No entanto, durante os 'bilhões entediantes', a Terra estava girando mais rápido, sugerindo que as marés solares eram muito mais fortes do que são hoje. Na verdade, elas eram poderosas o suficiente para se igualar às marés lunares. Consequentemente, durante esse longo período, as marés solar e lunar se anularam, mantendo a duração do dia terrestre fixa em 19 horas.

“Por causa disso, a duração do dia na Terra parou de mudar e permaneceu constante”, diz Uwe Kirscher, coautor do estudo. Além disso, o estudo revelou que esses bilhões de anos com dias de 19 horas coincidem com uma desaceleração semelhante no aumento do oxigênio na atmosfera, o que também pode ter contribuído para a estagnação da evolução da vida na Terra naquele período..

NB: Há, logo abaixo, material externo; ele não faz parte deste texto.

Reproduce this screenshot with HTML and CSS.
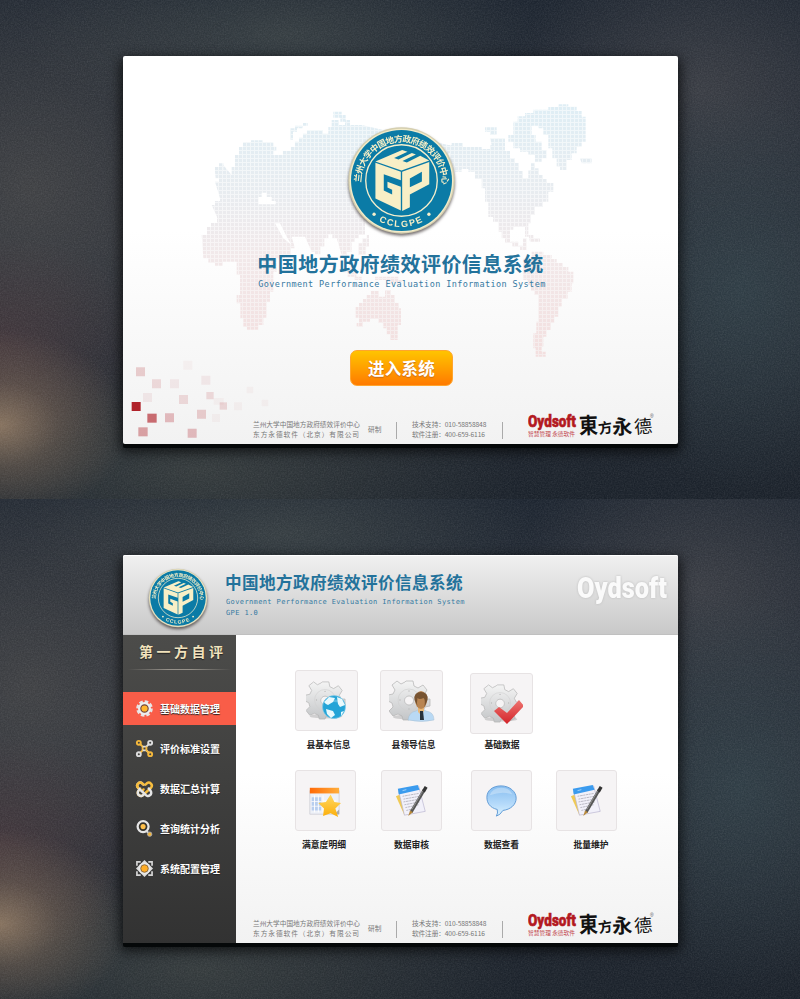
FILE: index.html
```html
<!DOCTYPE html>
<html lang="zh-CN">
<head>
<meta charset="utf-8">
<title>中国地方政府绩效评价信息系统</title>
<link rel="stylesheet" href="styles.css">
</head>
<body>
<svg class="defs" width="0" height="0" aria-hidden="true">
  <defs>
    <filter id="grain" x="0" y="0" width="100%" height="100%"><feTurbulence type="fractalNoise" baseFrequency=".7" numOctaves="2" seed="4"/><feColorMatrix values="0 0 0 0 1  0 0 0 0 1  0 0 0 0 1  .9 .9 0 0 -.65"/></filter>
    <path id="arcTop" d="M-121 6A121 121 0 0 1 121 6"/>
    <path id="arcBottom" d="M-139 0A139 139 0 0 0 139 0"/>
    <linearGradient id="silver" x1="0" y1="0" x2="0" y2="1"><stop offset="0" stop-color="#f4f4f4"/><stop offset="1" stop-color="#c3c5c7"/></linearGradient>
    <linearGradient id="blueBall" x1="0" y1="0" x2="0" y2="1"><stop offset="0" stop-color="#86bdf0"/><stop offset=".6" stop-color="#b5dafa"/><stop offset="1" stop-color="#dcf3ff"/></linearGradient>
    <linearGradient id="redTick" x1="0" y1="0" x2="0" y2="1"><stop offset="0" stop-color="#ee7470"/><stop offset="1" stop-color="#d3242a"/></linearGradient>
    <linearGradient id="starFill" x1="0" y1="0" x2="0" y2="1"><stop offset="0" stop-color="#ffd964"/><stop offset="1" stop-color="#fcae0a"/></linearGradient>
    <linearGradient id="calHead"><stop offset="0" stop-color="#ff6a08"/><stop offset="1" stop-color="#ffae3c"/></linearGradient>
    <symbol id="emblem" viewBox="-163 -163 326 326">
      <circle r="159" fill="#d5cfaf"/><circle r="155" fill="#f3ecca"/><circle r="151" fill="#0b7ba6"/>
      <circle r="107" fill="none" stroke="#f6efcc" stroke-width="4"/>
      <text class="ring-cn" textLength="386"><textPath href="#arcTop">兰州大学中国地方政府绩效评价中心</textPath></text>
      <text class="ring-en" text-anchor="middle"><textPath href="#arcBottom" startOffset="50%">CCLGPE</textPath></text>
      <circle cx="-82" cy="101" r="5" fill="#f6efcc"/><circle cx="82" cy="101" r="5" fill="#f6efcc"/>
      <g fill="#f8efc6">
        <path d="M-78-53L-2-26V-1L-53-19V30L-28 42V28L-42 21V4L-2 19V90L-78 54Z"/>
        <path fill-rule="evenodd" d="M2-26L83-55V11L25 42V80L2 91ZM25-6V20L61 3V-26Z"/>
        <path d="M-78-57L2-91 18-86-22-67-9-63 31-82 43-78 3-58 16-54 56-74 83-60 0-30Z"/>
      </g>
    </symbol>
    <symbol id="gear" viewBox="0 0 42 42">
      <ellipse cx="21" cy="38" rx="17" ry="2.5" fill="#bbb" opacity=".65"/>
      <path fill-rule="evenodd" d="M17 2h7l1 5 4 2 5-3 4 5-3 5 2 4h4v7l-5 1-2 4 2 5-6 3-4-3-5 1-1 3h-6l-1-4-4-2-5 2-4-5 4-4-1-4-4-2v-6l5-1 2-4-3-5 5-4 4 3 4-2zM20 17a4.500 4.500 0 1 0 .1 0z" fill="url(#silver)" stroke="#b2b2b2" stroke-width=".7"/>
      <circle cx="20" cy="21" r="11" fill="none" stroke="#cfcfcf" stroke-width=".6"/>
      <g fill="#bbb"><circle cx="20" cy="12" r=".7"/><circle cx="11" cy="21" r=".7"/><circle cx="29" cy="21" r=".7"/><circle cx="20" cy="30" r=".7"/></g>
    </symbol>
    <symbol id="document" viewBox="0 0 36 36">
      <path d="M1 13L13 8 19 29 10 33Z" fill="#f0ca55"/>
      <path d="M4 8L25 2 32 29 10 33Z" fill="#f2f1fa" stroke="#b8b3cf" stroke-width=".7"/>
      <path d="M3 5L24 1 26 6 4 11Z" fill="#3b9bee"/>
      <path d="M8 7l4-1" stroke="#a5d3fa"/>
      <path d="M8 13l17-3M9 16l17-3M9 19l17-3M10 22l16-3M11 25l14-3M12 28l9-2" stroke="#aaa9b4" stroke-width=".8" stroke-dasharray="2 .6 3 .5"/>
      <path d="M31 6L17 30" stroke="#555" stroke-width="3.2"/><path d="M33 3L30 8" stroke="#333" stroke-width="3.5"/>
      <path d="M29.500 7L18 27" stroke="#aaa" stroke-width=".7"/><path d="M16 28l3 2-5 4z" fill="#b88a3c"/>
    </symbol>
    <symbol id="brand" viewBox="0 0 126 28">
      <text class="oyd" x="0" y="15.500" textLength="48" lengthAdjust="spacingAndGlyphs">Oydsoft</text>
      <text class="slogan" x="0" y="24.500" textLength="47" lengthAdjust="spacingAndGlyphs">智慧管理 永德软件</text>
      <g class="brush">
        <text x="51" y="22.500" font-size="22" textLength="19" lengthAdjust="spacingAndGlyphs" transform="rotate(-2 60 14)">東</text>
        <text x="70" y="22" font-size="14" transform="rotate(-8 77 16)">方</text>
        <text x="84" y="23" font-size="20" transform="rotate(-3 94 15)">永</text>
        <text class="thin" x="106" y="22" font-size="18" transform="rotate(-5 115 15)">德</text>
      </g>
      <text class="reg" x="122" y="7">®</text>
    </symbol>
  </defs>
</svg>

<section class="scene">
  <svg class="grain"><rect width="800" height="500" filter="url(#grain)"/></svg>
  <div class="window splash">
    <svg class="backdrop" viewBox="123 56 555 388" aria-hidden="true">
      <defs>
        <pattern id="cells" width="12" height="12" patternUnits="userSpaceOnUse"><rect width="12" height="12" fill="#777"/><rect width="9" height="9" fill="#fff"/></pattern>
        <mask id="grid" maskUnits="userSpaceOnUse" x="0" y="0" width="1210" height="810"><rect width="1210" height="810" fill="url(#cells)"/></mask>
        <linearGradient id="mapTint" gradientUnits="userSpaceOnUse" x1="0" y1="30" x2="0" y2="780"><stop offset="0" stop-color="#dfeef5"/><stop offset=".35" stop-color="#e8ecf0"/><stop offset=".6" stop-color="#f2e9ea"/><stop offset="1" stop-color="#f3dfdf"/></linearGradient>
      </defs>
      <g transform="translate(195 95) scale(.33333)" fill="url(#mapTint)" mask="url(#grid)">
        <path fill-rule="evenodd" d="M20 420H36V396H48V384H66V365L50 330H60V318H75V310L60 260H72V228H85V210L110 240V216H120V180H132V156H144V142H168V136H204V142H235V155H244V168H235V180H264V168H288V156H300V140H312V128H324V116H336V106H384V116H400V96H410V75H432V90H500L760 150V230L540 300 510 380V420H492V430H480V440H470V470H456V480H440L425 430H412V418H400V430H388V455H376V478H360V470H350L330 425H290L300 460H288V480H270V490H245V530H235V590H225V620H215V668H205V690H190V704H156V696H145V670H136V625H125V600H135V540H125V500H84V512H60V504H40V490H25ZM190 320V306H200V293H215V306H230V318H242V328H190ZM240 385L265 430 290 450 275 425 255 385Z"/>
        <path d="M285 134V100H300V92H324V84H338V92H324V100H306V110H294V134ZM415 50H440V60H452V75H465V90H450V80H436V68H415ZM60 230V216H72V205H85V240H72V250H62ZM490 480V445H502V430H515V420H522V455H512V480ZM440 520H470V532H484V545H500V555H478V545H458V532H440ZM540 545H610V555H620V565H580V555H540Z"/>
        <path d="M482 650V636H492V624H504V612H515V600H528V588H552V605H570V585H588V600H600V624H612V640H618V690H608V735H585V718H575V700H565V684H550V672H525V680H504V695H485V684H492V668H482Z"/>
        <path d="M755 150H770V144H804V156H860V162H885V150H930V168H945V190H960V204H972V228H984V250H1000V225H1008V205H1020V220H1032V240H1044V252H1056V264H1075V290H1060V320H1044V336H1020V360H1008V385H1000V425H990V396H955V404H945V440H970V452H984V430H995V465H975V455H952V444H930V430H920V410H910V380H894V366H880V320H870V280H860V252H840V230H820V222H800V230H780V240H768V220H756V190H765V175H755Z"/>
        <path d="M955 80H968V64H990V54H1015V44H1060V36H1090V28H1120V35H1145V48H1160V65H1172V140H1160V155H1145V175H1130V195H1115V225H1095V215H1085V190H1072V160H1060V120H1045V100H1030V92H1010V120H1022V140H1040V165H1055V190H1040V200H1020V180H1000V170H975V160H955V140H940V120H955ZM870 97H905V120H885V110H870ZM885 130H930V150H890ZM1155 190H1190V205H1160ZM1000 420H1015V430H1035V440H1005Z"/>
        <path d="M1010 470H1045V480H1070V492H1085V504H1104V516H1120V530H1135V565H1130V590H1118V612H1100V635H1090V665H1078V684H1068V705H1055V725H1045V755H1040V770H1052V785H1022V760H1015V715H1024V680H1030V600H1018V588H1008V570H998V555H985V490H1010Z"/>
      </g>
      <g transform="translate(120 340) scale(.33333)" fill="#b0222a">
        <path opacity=".2" d="M48 82h27v27h-27zM231 209h27v27h-27z"/><path opacity=".14" d="M96 118h27v27h-27zM177 165h27v27h-27zM259 156h22v22h-22z"/>
        <path opacity=".07" d="M150 118h27v27h-27zM69 159h27v27h-27zM244 107h27v27h-27z"/><path opacity=".035" d="M190 62h27v27h-27zM276 222h24v24h-24zM342 187h24v24h-24zM281 174h30v20h-30zM380 140h20v20h-20zM425 179h20v20h-20z"/>
        <path opacity=".15" d="M299 187h22v22h-22z"/><path opacity=".28" d="M135 220h27v27h-27zM203 266h27v27h-27z"/><path opacity=".4" d="M55 262h28v27h-28z"/><path opacity=".65" d="M82 221h28v27h-28z"/><path d="M35 186h27v27h-27z"/>
      </g>
    </svg>
    <svg class="emblem big"><use href="#emblem"/></svg>
    <h1>中国地方政府绩效评价信息系统</h1>
    <p class="en">Government Performance Evaluation Information System</p>
    <button>进入系统</button>
    <footer>
      <div class="makers"><span>兰州大学中国地方政府绩效评价中心</span><span class="wide">东方永德软件（北京）有限公司</span></div>
      <span class="by">研制</span><i></i>
      <div class="contact"><span>技术支持：010-58858848</span><span>软件注册：400-659-6116</span></div><i></i>
      <svg class="brand"><use href="#brand"/></svg>
    </footer>
  </div>
</section>

<section class="scene">
  <svg class="grain"><rect width="800" height="500" filter="url(#grain)"/></svg>
  <div class="window app">
    <header>
      <svg class="emblem small"><use href="#emblem"/></svg>
      <div class="heading"><h2>中国地方政府绩效评价信息系统</h2><p class="en">Government Performance Evaluation Information System</p><p class="en">GPE 1.0</p></div>
      <svg class="wordmark" viewBox="0 0 94 32"><text x="2" y="24.500" textLength="90" lengthAdjust="spacingAndGlyphs">Oydsoft</text></svg>
    </header>
    <div class="body">
      <nav>
        <h3>第一方自评</h3>
        <a class="active"><svg viewBox="0 0 18 18"><circle cx="9" cy="9" r="7.500" fill="none" stroke="#e5e5e5" stroke-width="2.600" stroke-dasharray="3.800 2.090"/><circle cx="9" cy="9" r="5.700" fill="#70443b" stroke="#eee" stroke-width="2.400"/><circle cx="9" cy="9" r="3.300" fill="#ffb62e"/></svg>基础数据管理</a>
        <a><svg viewBox="0 0 18 18" fill="none" stroke-width="2"><path d="M4 4l3 3v4l-3 3" stroke="#f4b83c"/><path d="M14 4l-3 3H7M14 14l-3-3H7" stroke="#ddd"/><path d="M11 7v4l3 3" stroke="#f4b83c"/><circle cx="3" cy="3" r="2.100" stroke="#f4b83c"/><circle cx="15" cy="3" r="2.100" stroke="#ddd"/><circle cx="3" cy="15" r="2.100" stroke="#ddd"/><circle cx="15" cy="15" r="2.100" stroke="#f4b83c"/></svg>评价标准设置</a>
        <a><svg viewBox="0 0 18 18" fill="none" stroke-width="2.600" stroke-linecap="round"><path d="M8 10L6.500 11.500M10 5L11.500 3.500a3.200 3.200 0 0 1 4.500 4.500L8 15.500a3.200 3.200 0 0 1-5.500-4l2-2.500" stroke="#f7bd3e"/><path d="M8 5L6.500 3.500A3.200 3.200 0 0 0 2 8l8 7.500a3.200 3.200 0 0 0 5.500-4l-2-2.500" stroke="#e5e5e5"/><path d="M2 8A3.200 3.200 0 0 1 6.500 3.500L8 5" stroke="#f7bd3e"/><path d="M8 15.500a3.200 3.200 0 0 1-5.500-4" stroke="#e5e5e5"/></svg>数据汇总计算</a>
        <a><svg viewBox="0 0 18 18"><circle cx="7.500" cy="7" r="5.800" fill="#35332d" stroke="#e6e6e6" stroke-width="2.400"/><circle cx="7.500" cy="7" r="2.700" fill="#ffc04a"/><path d="M11 12l3 2" stroke="#ddd" stroke-width="2"/><circle cx="14.500" cy="15" r="2.300" fill="#f3b438" stroke="#aaa"/></svg>查询统计分析</a>
        <a><svg viewBox="0 0 18 18"><path d="M1 6V2h4M13 2h4v4M17 12v4h-4M5 16H1v-4" fill="none" stroke="#d5d5d5" stroke-width="1.800"/><path d="M9 0l9 9-9 9-9-9z" fill="#dcdcdc"/><circle cx="9" cy="9" r="6.300" fill="#e8e8e8"/><circle cx="9" cy="9" r="4" fill="#ffad26" stroke="#8a673b"/></svg>系统配置管理</a>
      </nav>
      <main>
        <div class="tiles first">
          <figure><div><svg viewBox="0 0 42 44"><use href="#gear" width="40" height="42"/><circle cx="28" cy="28" r="11.500" fill="#24a4d7" stroke="#8acce8" stroke-width=".6"/><path d="M18 23l5-5 6 1-2 4-5 3-2-1zM31 18l5 2 3 6-5 2-2-3zM20 30l7 2 2 4-4 3-4-4zM35 33l3-1-3 5z" fill="#e8f9fd"/><path d="M19 25a10 8 0 0 1 18 0q-9-4-18 0" fill="#fff" opacity=".25"/></svg></div><figcaption>县基本信息</figcaption></figure>
          <figure><div><svg class="person" viewBox="0 0 46 44"><use href="#gear" width="42" height="42"/><path d="M19 41q1-8 8-9l5-3 5 3q8 1 8 9-12 3-26 0" fill="#b9d9f4" stroke="#a7bed2" stroke-width=".5"/><path d="M29 25h6v7l-3 4-3-3z" fill="#e9b878"/><path d="M31 32h3l1 9h-4z" fill="#27323b"/><ellipse cx="32" cy="21" rx="6" ry="9" fill="#b98552"/><path d="M25.500 21q-1-8 6.500-8t6.500 8l-3 7q1-8-1-9-4 2-6 0-1 5 0 8z" fill="#775331"/></svg></div><figcaption>县领导信息</figcaption></figure>
          <figure class="low"><div><svg viewBox="0 0 42 44"><use href="#gear" width="40" height="42"/><path d="M13 29l5-4 8 6 12-13 5 6-17 18z" fill="url(#redTick)"/></svg></div><figcaption>基础数据</figcaption></figure>
        </div>
        <div class="tiles second">
          <figure><div><svg class="calendar" viewBox="0 0 36 36"><path d="M3 7h31v25H3z" fill="#eef1f8" stroke="#d2d2da"/><path d="M3 4h31v6H3z" fill="url(#calHead)"/><path d="M5 14h10v4H5zm0 5h10v4H5zm0 5h10v4H5z" fill="#b8ceef"/><path d="M8 12v18M12 12v18M17 12v18M17 18h14" stroke="#fff"/><path d="M29 32l5-5v5z" fill="#aaa"/><path d="M25 11l4 8 7 1-6 6 3 9-8-4-8 3 1-8-6-6 8-1z" fill="url(#starFill)"/></svg></div><figcaption>满意度明细</figcaption></figure>
          <figure><div><svg viewBox="0 0 36 36"><use href="#document"/></svg></div><figcaption>数据审核</figcaption></figure>
          <figure><div><svg viewBox="0 0 36 36"><path d="M17 2c9 0 16 6 16 13s-6 12-14 13q-3 5-7 6 2-3 1-7C5 25 2 20 2 14 2 7 8 2 17 2z" fill="url(#blueBall)" stroke="#5f99d5"/><path d="M5 12Q8 4 17 4t12 7q-11-4-24 1" fill="#fff" opacity=".3"/></svg></div><figcaption>数据查看</figcaption></figure>
          <figure><div><svg viewBox="0 0 36 36"><use href="#document"/></svg></div><figcaption>批量维护</figcaption></figure>
        </div>
        <footer>
          <div class="makers"><span>兰州大学中国地方政府绩效评价中心</span><span class="wide">东方永德软件（北京）有限公司</span></div>
          <span class="by">研制</span><i></i>
          <div class="contact"><span>技术支持：010-58858848</span><span>软件注册：400-659-6116</span></div><i></i>
          <svg class="brand"><use href="#brand"/></svg>
        </footer>
      </main>
    </div>
  </div>
</section>
</body>
</html>
```
FILE: styles.css
```css
* { box-sizing: border-box; margin: 0; padding: 0; }
body { width: 800px; font-family: "Liberation Sans", "Noto Sans CJK SC", sans-serif; background: #1c222b; }
.defs { position: absolute; }
svg { display: block; flex: none; }

.scene {
  position: relative; height: 499px; padding: 56px 0 0 123px; overflow: hidden;
  background:
    radial-gradient(ellipse 130px 95px at 0 425px, rgba(150,126,102,.85), rgba(128,106,88,.45) 45%, rgba(100,85,75,0)),
    radial-gradient(ellipse 150px 110px at 0 345px, rgba(84,58,62,.5), rgba(84,58,62,0)),
    radial-gradient(ellipse 260px 260px at 30px 190px, rgba(72,72,73,.75), rgba(72,72,73,0)),
    radial-gradient(ellipse 320px 120px at 200px 470px, rgba(66,72,70,.65), rgba(66,72,70,0)),
    radial-gradient(ellipse 260px 90px at 280px 35px, rgba(62,70,72,.75), rgba(62,70,72,0)),
    radial-gradient(ellipse 170px 200px at 740px 290px, rgba(50,66,74,.8), rgba(50,66,74,0)),
    radial-gradient(ellipse 190px 150px at 700px 90px, rgba(66,68,74,.75), rgba(66,68,74,0)),
    linear-gradient(#1e2631, #292e37 50%, #1b222b);
}
.scene + .scene { height: 500px; }
.grain { position: absolute; left: 0; top: 0; width: 800px; height: 500px; opacity: .1; }
.window { position: relative; width: 555px; height: 388px; border-radius: 2px; box-shadow: 0 4px 0 #050809, 0 5px 12px 3px rgba(0,0,0,.65); }

.splash { display: flex; flex-direction: column; align-items: center; padding-top: 70px; background: linear-gradient(#fff 45%, #f2f2f2); }
.backdrop { position: absolute; left: 0; top: 0; width: 555px; height: 388px; }
.splash > :not(.backdrop) { position: relative; }
.emblem { overflow: visible; filter: drop-shadow(0 2px 1.5px rgba(40,30,30,.65)); }
.big { width: 109px; height: 109px; margin-left: 1px; }
.small { width: 60px; height: 60px; }
.ring-cn { font: bold 26px "Noto Sans CJK SC", sans-serif; fill: #f8efc6; }
.ring-en { font: bold 27px "Liberation Sans", sans-serif; letter-spacing: 5px; fill: #f8efc6; }
h1, h2 { font-family: "Noto Sans CJK SC", sans-serif; color: #23729b; white-space: nowrap; }
h1 { margin-top: 16px; font-size: 20px; line-height: 26px; letter-spacing: .45px; }
.en { font-family: "DejaVu Sans Mono", monospace; color: #3579a1; white-space: nowrap; }
.splash .en { margin: 0 0 0 3px; font-size: 8.5px; line-height: 14px; letter-spacing: .41px; }
button { width: 103px; height: 36px; margin: 59px 0 0 2px; border: 1px solid #ffa52d; border-radius: 7px; background: linear-gradient(#ffc400, #ffa000 50%, #ff7a00); color: #fff; font: bold 16.5px/32px "Noto Sans CJK SC", sans-serif; letter-spacing: .3px; text-shadow: 0 1px 1px #c86b1a; }

footer { display: flex; align-items: center; height: 34px; padding-top: 6px; color: #777; font: 6.7px/9.7px "Noto Sans CJK SC", sans-serif; white-space: nowrap; }
.splash footer { width: 425px; margin: 24px 0 0 130px; }
footer span { display: block; }
.makers { width: 115px; }
.wide { letter-spacing: .95px; }
.by { width: 28px; }
footer i { width: 1px; height: 17px; margin-right: 15px; background: #aaa; }
.contact { width: 90px; }
.contact span { letter-spacing: -.14px; }
.brand { align-self: flex-start; width: 126px; height: 28px; margin: -5px 0 0 10px; overflow: visible; }
.oyd { font: 900 17px Roboto, sans-serif; fill: #b31921; stroke: #b31921; stroke-width: .6; }
.slogan { font: 6px "Noto Sans CJK SC", sans-serif; fill: #c2434a; }
.brush { font-family: "Noto Sans CJK SC", sans-serif; font-weight: 700; fill: #111; }
.thin { font-weight: 400; }
.reg { font: 5px "Liberation Sans", sans-serif; fill: #555; }

.app { background: #fff; }
header { display: flex; align-items: flex-start; height: 80px; padding: 12px 9px 0 25px; border-top: 1px solid #fff; border-bottom: 1px solid #c0c0c0; border-radius: 2px 2px 0 0; background: linear-gradient(#f0f0f0, #c9c9c9); }
.heading { width: 260px; margin: 3px 0 0 17px; }
h2 { font-size: 16.6px; line-height: 22px; letter-spacing: .4px; }
.heading .en { margin-left: 1px; font-size: 7px; line-height: 10.5px; letter-spacing: .38px; }
.heading h2 + .en { margin-top: 4px; }
.wordmark { width: 94px; height: 32px; margin: 5px 0 0 auto; overflow: visible; filter: drop-shadow(0 0 1px #bbb); }
.wordmark text { font: 900 29px Roboto, sans-serif; fill: #fafafa; }
.body { display: flex; height: 308px; }
nav { width: 113px; background: linear-gradient(#4c4c4a, #323232); color: #fff; font: bold 10px/33px "Noto Sans CJK SC", sans-serif; }
h3 { height: 35px; margin-bottom: 22px; padding-left: 16px; font-size: 14px; line-height: 32px; letter-spacing: 3.5px; color: #f1e2bd; text-shadow: 0 1px 1px #222; background: linear-gradient(90deg, transparent 4%, #96918a 40%, #96918a 60%, transparent 96%) 0 100% / 100% 1px no-repeat; }
nav a { display: flex; align-items: center; height: 33px; margin-bottom: 7px; padding-left: 13px; text-shadow: 0 1px 1px #222; }
nav a svg { width: 17px; height: 17px; margin-right: 7px; overflow: visible; }
nav .active { background: #f95d48; }
main { width: 442px; background: linear-gradient(#fff 45%, #f2f2f2); }
.tiles { display: grid; grid-template-columns: 85px 90px 86px 62px; padding-left: 59px; }
.first { height: 99px; padding-top: 35px; }
.second { grid-template-columns: 86px 90px 85px 62px; height: 146px; padding-top: 36px; }
figure { width: 62px; }
figure div { display: flex; align-items: center; justify-content: center; height: 61px; border: 1px solid #e7e3e4; border-radius: 3px; background: #f6f4f5; }
.first figure div { width: 63px; }
figure div svg { width: 42px; height: 44px; }
figure .person { width: 46px; }
.second figure div svg { width: 34px; height: 34px; }
.second figure .calendar { margin-right: 4px; }
.second figure div { width: 61px; }
figcaption { width: 67px; color: #222; font: bold 8.8px/13px "Noto Sans CJK SC", sans-serif; text-align: center; margin-top: 7px; white-space: nowrap; }
.low { padding-top: 3px; }
.low figcaption { width: 64px; margin-top: 4px; }
.second figcaption { width: 61px; margin-top: 7px; }
.second figure:first-child figcaption { width: 58px; }
.second figure:last-child figcaption { width: 70px; }
main footer { margin-left: 17px; margin-top: 29px; }
```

Apesar das condições estagnadas, "The Boring Billion" foi uma época de importantes desenvolvimentos evolutivos, incluindo o aparecimento dos primeiros eucariotos, organismos multicelulares e reprodução sexual.

Esta pesquisa lança luz sobre esse período muito particular da história da Terra e revela uma cadeia de eventos que quase extinguiram a vida em nosso planeta. O comportamento peculiar da Lua, que mantinha a duração do dia constante, e as marés solares, que contrabalançavam as marés lunares, contribuíram para criar um período sem precedentes de estabilidade geológica e evolutiva. Esta descoberta nos mostra como até mesmo os eventos celestes mais sutis podem ter um impacto significativo na história e no destino de nosso mundo.